* [Problem requirements]
Repeat every line of the data exactly, but not the pictures.

============================================================

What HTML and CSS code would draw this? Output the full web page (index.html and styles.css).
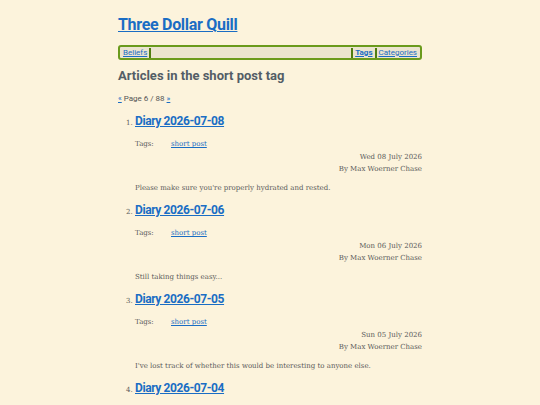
FILE: index.html
```html
<!DOCTYPE html>
<html lang="en">
<head>
<meta charset="utf-8">
<title>Articles in the short post tag</title>
<link rel="stylesheet" href="styles.css">
</head>
<body>
<div class="page">
  <header>
    <h1 class="site-title"><a href="#">Three Dollar Quill</a></h1>
    <nav class="menu">
      <div class="menu-group">
        <a href="#">Beliefs</a><span class="sep"></span>
      </div>
      <div class="menu-group">
        <span class="sep"></span><a href="#" class="active">Tags</a><span class="sep"></span><a href="#">Categories</a>
      </div>
    </nav>
  </header>
  <h2 class="page-heading">Articles in the short post tag</h2>
  <p class="pager"><a href="#">«</a> Page 6 / 88 <a href="#">»</a></p>
  <ol class="articles">
    <li>
      <h3 class="entry-title"><a href="#">Diary 2026-07-08</a></h3>
      <div class="tags"><span class="label">Tags:</span><a href="#">short post</a></div>
      <div class="meta"><div>Wed 08 July 2026</div><div>By Max Woerner Chase</div></div>
      <p class="summary">Please make sure you're properly hydrated and rested.</p>
    </li>
    <li>
      <h3 class="entry-title"><a href="#">Diary 2026-07-06</a></h3>
      <div class="tags"><span class="label">Tags:</span><a href="#">short post</a></div>
      <div class="meta"><div>Mon 06 July 2026</div><div>By Max Woerner Chase</div></div>
      <p class="summary">Still taking things easy...</p>
    </li>
    <li>
      <h3 class="entry-title"><a href="#">Diary 2026-07-05</a></h3>
      <div class="tags"><span class="label">Tags:</span><a href="#">short post</a></div>
      <div class="meta"><div>Sun 05 July 2026</div><div>By Max Woerner Chase</div></div>
      <p class="summary">I've lost track of whether this would be interesting to anyone else.</p>
    </li>
    <li>
      <h3 class="entry-title"><a href="#">Diary 2026-07-04</a></h3>
    </li>
  </ol>
</div>
</body>
</html>
```
FILE: styles.css
```css
html, body {
  margin: 0;
  padding: 0;
  background: #fcf3dc;
}
body {
  font-family: "DejaVu Serif", serif;
  font-size: 7px;
  color: #5a5a5a;
  overflow: hidden;
}
a {
  color: #1a6dc4;
}
.page {
  width: 304px;
  margin: 0 auto;
}
.site-title {
  margin: 13px 0 0;
  font: bold 16px/24px Roboto, sans-serif;
  letter-spacing: -0.3px;
}
.menu {
  margin-top: 8px;
  height: 11px;
  border: 2px solid #6a9a1c;
  border-radius: 3px;
  background: #ebe4cf;
  display: flex;
  justify-content: space-between;
  align-items: center;
  padding: 0 3px 0 3px;
  font: 8px/11px Roboto, sans-serif;
}
.menu-group {
  display: flex;
  align-items: center;
  gap: 2px;
}
.menu .active {
  font-weight: bold;
}
.sep {
  width: 2px;
  height: 10px;
  background: #4f7d10;
}
.page-heading {
  margin: 7px 0 0;
  font: bold 13px/18px Roboto, sans-serif;
  color: #535d66;
}
.pager {
  margin: 8px 0 0;
  font: 8px/12px Roboto, sans-serif;
  color: #555;
}
.articles {
  margin: 7px 0 0;
  padding: 0 0 0 17px;
}
.articles li {
  margin-top: 7px;
}
.articles li:first-child {
  margin-top: 0;
}
.articles li::marker {
  font-family: "DejaVu Serif", serif;
  font-size: 7px;
}
.entry-title {
  margin: 0;
  font: bold 12px/18px Roboto, sans-serif;
  letter-spacing: -0.4px;
}
.tags {
  margin-top: 8px;
  line-height: 12px;
}
.tags .label {
  display: inline-block;
  width: 36px;
}
.meta {
  margin-top: 1px;
  text-align: right;
  line-height: 12px;
}
.summary {
  margin: 7px 0 0;
  line-height: 12px;
}
```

============================================================

* [Finished exercise]
What HTML and CSS code would draw this? Output the full web page (index.html and styles.css).
FILE: index.html
```html
<!DOCTYPE html>
<html lang="en">
<head>
<meta charset="utf-8">
<title>Articles in the short post tag</title>
<link rel="stylesheet" href="styles.css">
</head>
<body>
<div class="page">
  <header>
    <h1 class="site-title"><a href="#">Three Dollar Quill</a></h1>
    <nav class="menu">
      <div class="menu-group">
        <a href="#">Beliefs</a><span class="sep"></span>
      </div>
      <div class="menu-group">
        <span class="sep"></span><a href="#" class="active">Tags</a><span class="sep"></span><a href="#">Categories</a>
      </div>
    </nav>
  </header>
  <h2 class="page-heading">Articles in the short post tag</h2>
  <p class="pager"><a href="#">«</a> Page 6 / 88 <a href="#">»</a></p>
  <ol class="articles">
    <li>
      <h3 class="entry-title"><a href="#">Diary 2026-07-08</a></h3>
      <div class="tags"><span class="label">Tags:</span><a href="#">short post</a></div>
      <div class="meta"><div>Wed 08 July 2026</div><div>By Max Woerner Chase</div></div>
      <p class="summary">Please make sure you're properly hydrated and rested.</p>
    </li>
    <li>
      <h3 class="entry-title"><a href="#">Diary 2026-07-06</a></h3>
      <div class="tags"><span class="label">Tags:</span><a href="#">short post</a></div>
      <div class="meta"><div>Mon 06 July 2026</div><div>By Max Woerner Chase</div></div>
      <p class="summary">Still taking things easy...</p>
    </li>
    <li>
      <h3 class="entry-title"><a href="#">Diary 2026-07-05</a></h3>
      <div class="tags"><span class="label">Tags:</span><a href="#">short post</a></div>
      <div class="meta"><div>Sun 05 July 2026</div><div>By Max Woerner Chase</div></div>
      <p class="summary">I've lost track of whether this would be interesting to anyone else.</p>
    </li>
    <li>
      <h3 class="entry-title"><a href="#">Diary 2026-07-04</a></h3>
    </li>
  </ol>
</div>
</body>
</html>
```
FILE: styles.css
```css
html, body {
  margin: 0;
  padding: 0;
  background: #fcf3dc;
}
body {
  font-family: "DejaVu Serif", serif;
  font-size: 7px;
  color: #5a5a5a;
  overflow: hidden;
}
a {
  color: #1a6dc4;
}
.page {
  width: 304px;
  margin: 0 auto;
}
.site-title {
  margin: 13px 0 0;
  font: bold 16px/24px Roboto, sans-serif;
  letter-spacing: -0.3px;
}
.menu {
  margin-top: 8px;
  height: 11px;
  border: 2px solid #6a9a1c;
  border-radius: 3px;
  background: #ebe4cf;
  display: flex;
  justify-content: space-between;
  align-items: center;
  padding: 0 3px 0 3px;
  font: 8px/11px Roboto, sans-serif;
}
.menu-group {
  display: flex;
  align-items: center;
  gap: 2px;
}
.menu .active {
  font-weight: bold;
}
.sep {
  width: 2px;
  height: 10px;
  background: #4f7d10;
}
.page-heading {
  margin: 7px 0 0;
  font: bold 13px/18px Roboto, sans-serif;
  color: #535d66;
}
.pager {
  margin: 8px 0 0;
  font: 8px/12px Roboto, sans-serif;
  color: #555;
}
.articles {
  margin: 7px 0 0;
  padding: 0 0 0 17px;
}
.articles li {
  margin-top: 7px;
}
.articles li:first-child {
  margin-top: 0;
}
.articles li::marker {
  font-family: "DejaVu Serif", serif;
  font-size: 7px;
}
.entry-title {
  margin: 0;
  font: bold 12px/18px Roboto, sans-serif;
  letter-spacing: -0.4px;
}
.tags {
  margin-top: 8px;
  line-height: 12px;
}
.tags .label {
  display: inline-block;
  width: 36px;
}
.meta {
  margin-top: 1px;
  text-align: right;
  line-height: 12px;
}
.summary {
  margin: 7px 0 0;
  line-height: 12px;
}
```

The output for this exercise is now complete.